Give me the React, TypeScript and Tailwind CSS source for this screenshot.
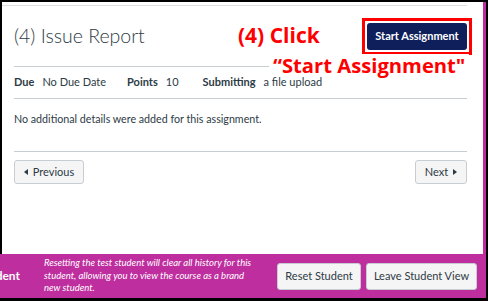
import React from 'react'

const purple = 'bg-[#be2e9e]'

function Caret({ dir }: { dir: 'left' | 'right' }) {
  return (
    <svg width="4" height="6" viewBox="0 0 4 6" className="shrink-0">
      {dir === 'left' ? <path d="M4 0 L0 3 L4 6 Z" fill="#2d3b45" /> : <path d="M0 0 L4 3 L0 6 Z" fill="#2d3b45" />}
    </svg>
  )
}

export default function App() {
  const details = [
    { label: 'Due', value: 'No Due Date', gap: '' },
    { label: 'Points', value: '10', gap: 'ml-[21px]' },
    { label: 'Submitting', value: 'a file upload', gap: 'ml-[24px]' },
  ]

  return (
    <div className="relative w-[488px] h-[301px] flex flex-col bg-white border-t-2 border-r-2 border-b-[3px] border-black font-['Lato','Liberation_Sans',sans-serif] text-[#2d3b45]">
      {/* assignment page */}
      <div className="flex-1 min-h-0 flex border-l-2 border-black">
        <div className="flex-1 pt-[3px] pr-[16px]">
          <div className="border-t border-[#dde1e3]">
            <div className="pl-3">
              <div className="h-[61px] flex items-center justify-between border-b border-[#c7cdd1]">
                <h1 className="text-[19.5px] font-light leading-none">(4) Issue Report</h1>
                {/* red highlight box from the tutorial */}
                <div className="-m-[5px] border-[3px] border-[#ff0000] p-[2px] bg-white">
                  <button className="block h-[27px] w-[100px] rounded-[3px] bg-[#0f1f5c] text-white text-[11px] font-bold">
                    Start Assignment
                  </button>
                </div>
              </div>

              <div className="h-[32px] flex items-center border-b border-[#c7cdd1] text-[11px]">
                {details.map((d) => (
                  <div key={d.label} className={`flex items-center gap-2 ${d.gap}`}>
                    <span className="font-bold">{d.label}</span>
                    <span>{d.value}</span>
                  </div>
                ))}
              </div>

              <div className="h-[53px] pt-[12px] border-b border-[#c7cdd1] text-[10.7px] leading-4">
                No additional details were added for this assignment.
              </div>

              <div className="mt-[8px] flex justify-between">
                <button className="h-[24px] w-[70px] flex items-center justify-center gap-[5px] rounded-[3px] border border-[#c7cdd1] bg-[#f5f5f5] text-[11px]">
                  <Caret dir="left" />
                  Previous
                </button>
                <button className="h-[24px] w-[52px] flex items-center justify-center gap-[5px] rounded-[3px] border border-[#c7cdd1] bg-[#f5f5f5] text-[11px]">
                  Next
                  <Caret dir="right" />
                </button>
              </div>
            </div>
          </div>
        </div>
        <div className={`w-[3px] ${purple}`} />
      </div>

      {/* student view bar */}
      <div className={`h-[44px] shrink-0 flex items-center ${purple} text-white`}>
        <div className="w-[20px] overflow-hidden flex justify-end">
          <span className="whitespace-nowrap text-[12px] font-bold">Student</span>
        </div>
        <p className="ml-[24px] text-[9.5px] italic leading-[12.5px] whitespace-nowrap">
          Resetting the test student will clear all history for this
          <br />
          student, allowing you to view the course as a brand
          <br />
          new student.
        </p>
        <div className="ml-auto mr-[9px] flex gap-[5px] text-[#2d3b45] text-[11px]">
          <button className="h-[27px] w-[84px] rounded-[3px] border border-[#c7cdd1] bg-[#f5f5f5]">Reset Student</button>
          <button className="h-[27px] w-[111px] rounded-[3px] border border-[#c7cdd1] bg-[#f5f5f5]">Leave Student View</button>
        </div>
      </div>

      {/* red tutorial annotation */}
      <div className="absolute left-[238px] top-[19px] text-[21px] leading-[28px] font-bold text-[#ff0000] font-['Open_Sans',sans-serif]">(4) Click</div>
      <div className="absolute left-[269px] top-[52px] px-1 bg-white text-[20.2px] leading-[22px] font-bold text-[#ff0000] whitespace-nowrap font-['Open_Sans',sans-serif]">
        “Start Assignment"
      </div>
    </div>
  )
}
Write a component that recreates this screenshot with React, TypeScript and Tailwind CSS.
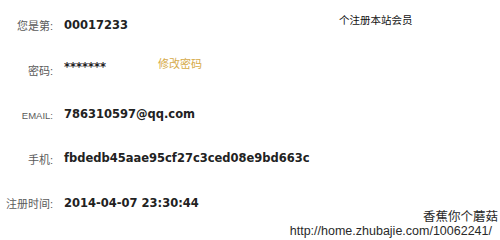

▶ [Challenge] Without the pictures, write out all of the material exactly.

▶ [Written answer]
Give me the React, TypeScript and Tailwind CSS source for this screenshot.
import React from 'react'

const purple = 'bg-[#be2e9e]'

function Caret({ dir }: { dir: 'left' | 'right' }) {
  return (
    <svg width="4" height="6" viewBox="0 0 4 6" className="shrink-0">
      {dir === 'left' ? <path d="M4 0 L0 3 L4 6 Z" fill="#2d3b45" /> : <path d="M0 0 L4 3 L0 6 Z" fill="#2d3b45" />}
    </svg>
  )
}

export default function App() {
  const details = [
    { label: 'Due', value: 'No Due Date', gap: '' },
    { label: 'Points', value: '10', gap: 'ml-[21px]' },
    { label: 'Submitting', value: 'a file upload', gap: 'ml-[24px]' },
  ]

  return (
    <div className="relative w-[488px] h-[301px] flex flex-col bg-white border-t-2 border-r-2 border-b-[3px] border-black font-['Lato','Liberation_Sans',sans-serif] text-[#2d3b45]">
      {/* assignment page */}
      <div className="flex-1 min-h-0 flex border-l-2 border-black">
        <div className="flex-1 pt-[3px] pr-[16px]">
          <div className="border-t border-[#dde1e3]">
            <div className="pl-3">
              <div className="h-[61px] flex items-center justify-between border-b border-[#c7cdd1]">
                <h1 className="text-[19.5px] font-light leading-none">(4) Issue Report</h1>
                {/* red highlight box from the tutorial */}
                <div className="-m-[5px] border-[3px] border-[#ff0000] p-[2px] bg-white">
                  <button className="block h-[27px] w-[100px] rounded-[3px] bg-[#0f1f5c] text-white text-[11px] font-bold">
                    Start Assignment
                  </button>
                </div>
              </div>

              <div className="h-[32px] flex items-center border-b border-[#c7cdd1] text-[11px]">
                {details.map((d) => (
                  <div key={d.label} className={`flex items-center gap-2 ${d.gap}`}>
                    <span className="font-bold">{d.label}</span>
                    <span>{d.value}</span>
                  </div>
                ))}
              </div>

              <div className="h-[53px] pt-[12px] border-b border-[#c7cdd1] text-[10.7px] leading-4">
                No additional details were added for this assignment.
              </div>

              <div className="mt-[8px] flex justify-between">
                <button className="h-[24px] w-[70px] flex items-center justify-center gap-[5px] rounded-[3px] border border-[#c7cdd1] bg-[#f5f5f5] text-[11px]">
                  <Caret dir="left" />
                  Previous
                </button>
                <button className="h-[24px] w-[52px] flex items-center justify-center gap-[5px] rounded-[3px] border border-[#c7cdd1] bg-[#f5f5f5] text-[11px]">
                  Next
                  <Caret dir="right" />
                </button>
              </div>
            </div>
          </div>
        </div>
        <div className={`w-[3px] ${purple}`} />
      </div>

      {/* student view bar */}
      <div className={`h-[44px] shrink-0 flex items-center ${purple} text-white`}>
        <div className="w-[20px] overflow-hidden flex justify-end">
          <span className="whitespace-nowrap text-[12px] font-bold">Student</span>
        </div>
        <p className="ml-[24px] text-[9.5px] italic leading-[12.5px] whitespace-nowrap">
          Resetting the test student will clear all history for this
          <br />
          student, allowing you to view the course as a brand
          <br />
          new student.
        </p>
        <div className="ml-auto mr-[9px] flex gap-[5px] text-[#2d3b45] text-[11px]">
          <button className="h-[27px] w-[84px] rounded-[3px] border border-[#c7cdd1] bg-[#f5f5f5]">Reset Student</button>
          <button className="h-[27px] w-[111px] rounded-[3px] border border-[#c7cdd1] bg-[#f5f5f5]">Leave Student View</button>
        </div>
      </div>

      {/* red tutorial annotation */}
      <div className="absolute left-[238px] top-[19px] text-[21px] leading-[28px] font-bold text-[#ff0000] font-['Open_Sans',sans-serif]">(4) Click</div>
      <div className="absolute left-[269px] top-[52px] px-1 bg-white text-[20.2px] leading-[22px] font-bold text-[#ff0000] whitespace-nowrap font-['Open_Sans',sans-serif]">
        “Start Assignment"
      </div>
    </div>
  )
}
Write a component that recreates this screenshot with React, TypeScript and Tailwind CSS.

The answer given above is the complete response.